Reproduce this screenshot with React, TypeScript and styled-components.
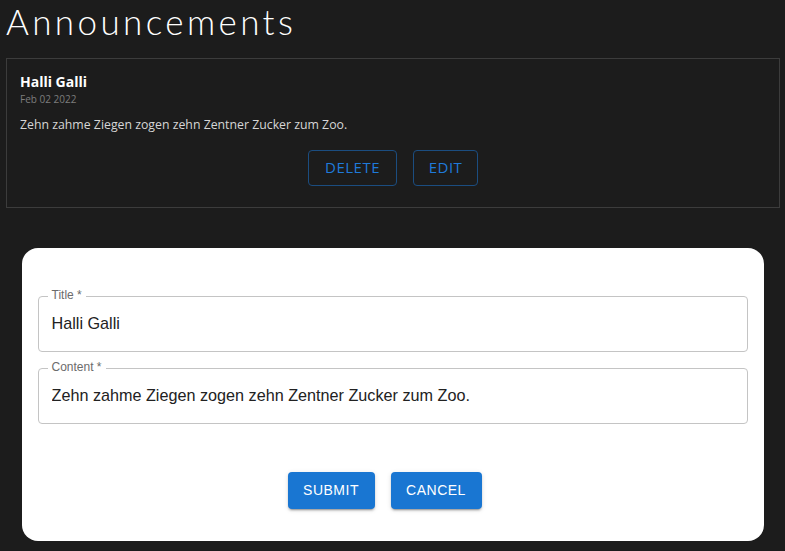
import styled, { createGlobalStyle } from 'styled-components';

const GlobalStyle = createGlobalStyle`
  html, body {
    margin: 0;
    padding: 0;
    background: #1c1c1c;
  }
  body {
    width: 785px;
    height: 551px;
    overflow: hidden;
  }
`;

const Page = styled.div`
  display: flex;
  flex-direction: column;
  height: 551px;
`;

const Top = styled.div`
  padding: 0 5px 0 6px;
`;

const Heading = styled.h1`
  margin: 0;
  height: 58px;
  font-family: Lato, 'Open Sans', sans-serif;
  font-weight: 300;
  font-size: 35px;
  line-height: 42px;
  letter-spacing: 3.4px;
  color: #ffffff;
`;

const Card = styled.div`
  display: flex;
  flex-direction: column;
  border: 1px solid #3c3c3c;
  padding: 13px 13px 21px;
  height: 150px;
  box-sizing: border-box;
  font-family: 'Open Sans', 'Noto Sans', sans-serif;
`;

const CardTitle = styled.div`
  font-weight: 700;
  font-size: 14px;
  line-height: 20px;
  color: #ffffff;
`;

const CardDate = styled.div`
  font-size: 10px;
  line-height: 14px;
  color: #7d7d7d;
`;

const CardText = styled.div`
  font-size: 12.3px;
  line-height: 16px;
  color: #d6d6d6;
  margin-top: 11px;
`;

const Actions = styled.div<{ $gap: number; $top: number; $shift?: number }>`
  display: flex;
  justify-content: center;
  gap: ${(p) => p.$gap}px;
  margin-top: ${(p) => p.$top}px;
  padding-right: ${(p) => p.$shift ?? 0}px;
`;

const OutlineButton = styled.button<{ $w: number }>`
  width: ${(p) => p.$w}px;
  height: 36px;
  border: 1px solid #1b4d80;
  border-radius: 4px;
  background: transparent;
  color: #1f7ada;
  font-family: 'Open Sans', 'Noto Sans', sans-serif;
  font-size: 15px;
  line-height: 30px;
  letter-spacing: 0.5px;
  text-transform: uppercase;
  padding: 0 0 2px;
  cursor: pointer;
`;

const Backdrop = styled.div`
  flex: 1;
  display: flex;
  justify-content: center;
  padding-top: 40px;
`;

const Dialog = styled.div`
  width: 742px;
  height: 293px;
  background: #ffffff;
  border-radius: 16px;
  box-sizing: border-box;
  padding: 48px 16px 0;
  display: flex;
  flex-direction: column;
  gap: 16px;
`;

const Field = styled.div`
  position: relative;
  height: 56px;
  box-sizing: border-box;
  border: 1px solid #c4c4c4;
  border-radius: 4px;
  padding: 0 13px;
  display: flex;
  align-items: center;
`;

const Label = styled.span`
  position: absolute;
  top: -9px;
  left: 9px;
  padding: 0 4px;
  background: #ffffff;
  font-family: 'Liberation Sans', Arial, sans-serif;
  font-size: 12px;
  line-height: 14px;
  color: #6b6b6b;
`;

const Input = styled.input`
  border: none;
  outline: none;
  width: 100%;
  padding: 0 0 2px;
  background: transparent;
  font-family: 'Liberation Sans', Arial, sans-serif;
  font-size: 16.2px;
  color: #222222;
`;

const SolidButton = styled.button<{ $w: number }>`
  width: ${(p) => p.$w}px;
  height: 37px;
  border: none;
  border-radius: 4px;
  background: #1976d2;
  color: #ffffff;
  font-family: 'Liberation Sans', Arial, sans-serif;
  font-weight: 400;
  font-size: 14px;
  letter-spacing: 0.5px;
  text-transform: uppercase;
  padding: 0 0 2px;
  box-shadow: 0 3px 1px -2px rgba(0, 0, 0, 0.2), 0 2px 2px 0 rgba(0, 0, 0, 0.14),
    0 1px 5px 0 rgba(0, 0, 0, 0.12);
  cursor: pointer;
`;

export default function App() {
  return (
    <>
      <GlobalStyle />
      <Page>
        <Top>
          <Heading>Announcements</Heading>
          <Card>
            <CardTitle>Halli Galli</CardTitle>
            <CardDate>Feb 02 2022</CardDate>
            <CardText>Zehn zahme Ziegen zogen zehn Zentner Zucker zum Zoo.</CardText>
            <Actions $gap={16} $top={17}>
              <OutlineButton $w={89}>Delete</OutlineButton>
              <OutlineButton $w={65}>Edit</OutlineButton>
            </Actions>
          </Card>
        </Top>
        <Backdrop>
          <Dialog>
            <Field>
              <Label>Title *</Label>
              <Input defaultValue="Halli Galli" />
            </Field>
            <Field>
              <Label>Content *</Label>
              <Input defaultValue="Zehn zahme Ziegen zogen zehn Zentner Zucker zum Zoo." />
            </Field>
            <Actions $gap={16} $top={32} $shift={16}>
              <SolidButton $w={87}>Submit</SolidButton>
              <SolidButton $w={91}>Cancel</SolidButton>
            </Actions>
          </Dialog>
        </Backdrop>
      </Page>
    </>
  );
}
++++++
Every line of the data above should be quoted exactly. Omit the pictures.

• **Answer to this exercise**
Reproduce this screenshot with React, TypeScript and styled-components.
import styled, { createGlobalStyle } from 'styled-components';

const GlobalStyle = createGlobalStyle`
  html, body {
    margin: 0;
    padding: 0;
    background: #1c1c1c;
  }
  body {
    width: 785px;
    height: 551px;
    overflow: hidden;
  }
`;

const Page = styled.div`
  display: flex;
  flex-direction: column;
  height: 551px;
`;

const Top = styled.div`
  padding: 0 5px 0 6px;
`;

const Heading = styled.h1`
  margin: 0;
  height: 58px;
  font-family: Lato, 'Open Sans', sans-serif;
  font-weight: 300;
  font-size: 35px;
  line-height: 42px;
  letter-spacing: 3.4px;
  color: #ffffff;
`;

const Card = styled.div`
  display: flex;
  flex-direction: column;
  border: 1px solid #3c3c3c;
  padding: 13px 13px 21px;
  height: 150px;
  box-sizing: border-box;
  font-family: 'Open Sans', 'Noto Sans', sans-serif;
`;

const CardTitle = styled.div`
  font-weight: 700;
  font-size: 14px;
  line-height: 20px;
  color: #ffffff;
`;

const CardDate = styled.div`
  font-size: 10px;
  line-height: 14px;
  color: #7d7d7d;
`;

const CardText = styled.div`
  font-size: 12.3px;
  line-height: 16px;
  color: #d6d6d6;
  margin-top: 11px;
`;

const Actions = styled.div<{ $gap: number; $top: number; $shift?: number }>`
  display: flex;
  justify-content: center;
  gap: ${(p) => p.$gap}px;
  margin-top: ${(p) => p.$top}px;
  padding-right: ${(p) => p.$shift ?? 0}px;
`;

const OutlineButton = styled.button<{ $w: number }>`
  width: ${(p) => p.$w}px;
  height: 36px;
  border: 1px solid #1b4d80;
  border-radius: 4px;
  background: transparent;
  color: #1f7ada;
  font-family: 'Open Sans', 'Noto Sans', sans-serif;
  font-size: 15px;
  line-height: 30px;
  letter-spacing: 0.5px;
  text-transform: uppercase;
  padding: 0 0 2px;
  cursor: pointer;
`;

const Backdrop = styled.div`
  flex: 1;
  display: flex;
  justify-content: center;
  padding-top: 40px;
`;

const Dialog = styled.div`
  width: 742px;
  height: 293px;
  background: #ffffff;
  border-radius: 16px;
  box-sizing: border-box;
  padding: 48px 16px 0;
  display: flex;
  flex-direction: column;
  gap: 16px;
`;

const Field = styled.div`
  position: relative;
  height: 56px;
  box-sizing: border-box;
  border: 1px solid #c4c4c4;
  border-radius: 4px;
  padding: 0 13px;
  display: flex;
  align-items: center;
`;

const Label = styled.span`
  position: absolute;
  top: -9px;
  left: 9px;
  padding: 0 4px;
  background: #ffffff;
  font-family: 'Liberation Sans', Arial, sans-serif;
  font-size: 12px;
  line-height: 14px;
  color: #6b6b6b;
`;

const Input = styled.input`
  border: none;
  outline: none;
  width: 100%;
  padding: 0 0 2px;
  background: transparent;
  font-family: 'Liberation Sans', Arial, sans-serif;
  font-size: 16.2px;
  color: #222222;
`;

const SolidButton = styled.button<{ $w: number }>`
  width: ${(p) => p.$w}px;
  height: 37px;
  border: none;
  border-radius: 4px;
  background: #1976d2;
  color: #ffffff;
  font-family: 'Liberation Sans', Arial, sans-serif;
  font-weight: 400;
  font-size: 14px;
  letter-spacing: 0.5px;
  text-transform: uppercase;
  padding: 0 0 2px;
  box-shadow: 0 3px 1px -2px rgba(0, 0, 0, 0.2), 0 2px 2px 0 rgba(0, 0, 0, 0.14),
    0 1px 5px 0 rgba(0, 0, 0, 0.12);
  cursor: pointer;
`;

export default function App() {
  return (
    <>
      <GlobalStyle />
      <Page>
        <Top>
          <Heading>Announcements</Heading>
          <Card>
            <CardTitle>Halli Galli</CardTitle>
            <CardDate>Feb 02 2022</CardDate>
            <CardText>Zehn zahme Ziegen zogen zehn Zentner Zucker zum Zoo.</CardText>
            <Actions $gap={16} $top={17}>
              <OutlineButton $w={89}>Delete</OutlineButton>
              <OutlineButton $w={65}>Edit</OutlineButton>
            </Actions>
          </Card>
        </Top>
        <Backdrop>
          <Dialog>
            <Field>
              <Label>Title *</Label>
              <Input defaultValue="Halli Galli" />
            </Field>
            <Field>
              <Label>Content *</Label>
              <Input defaultValue="Zehn zahme Ziegen zogen zehn Zentner Zucker zum Zoo." />
            </Field>
            <Actions $gap={16} $top={32} $shift={16}>
              <SolidButton $w={87}>Submit</SolidButton>
              <SolidButton $w={91}>Cancel</SolidButton>
            </Actions>
          </Dialog>
        </Backdrop>
      </Page>
    </>
  );
}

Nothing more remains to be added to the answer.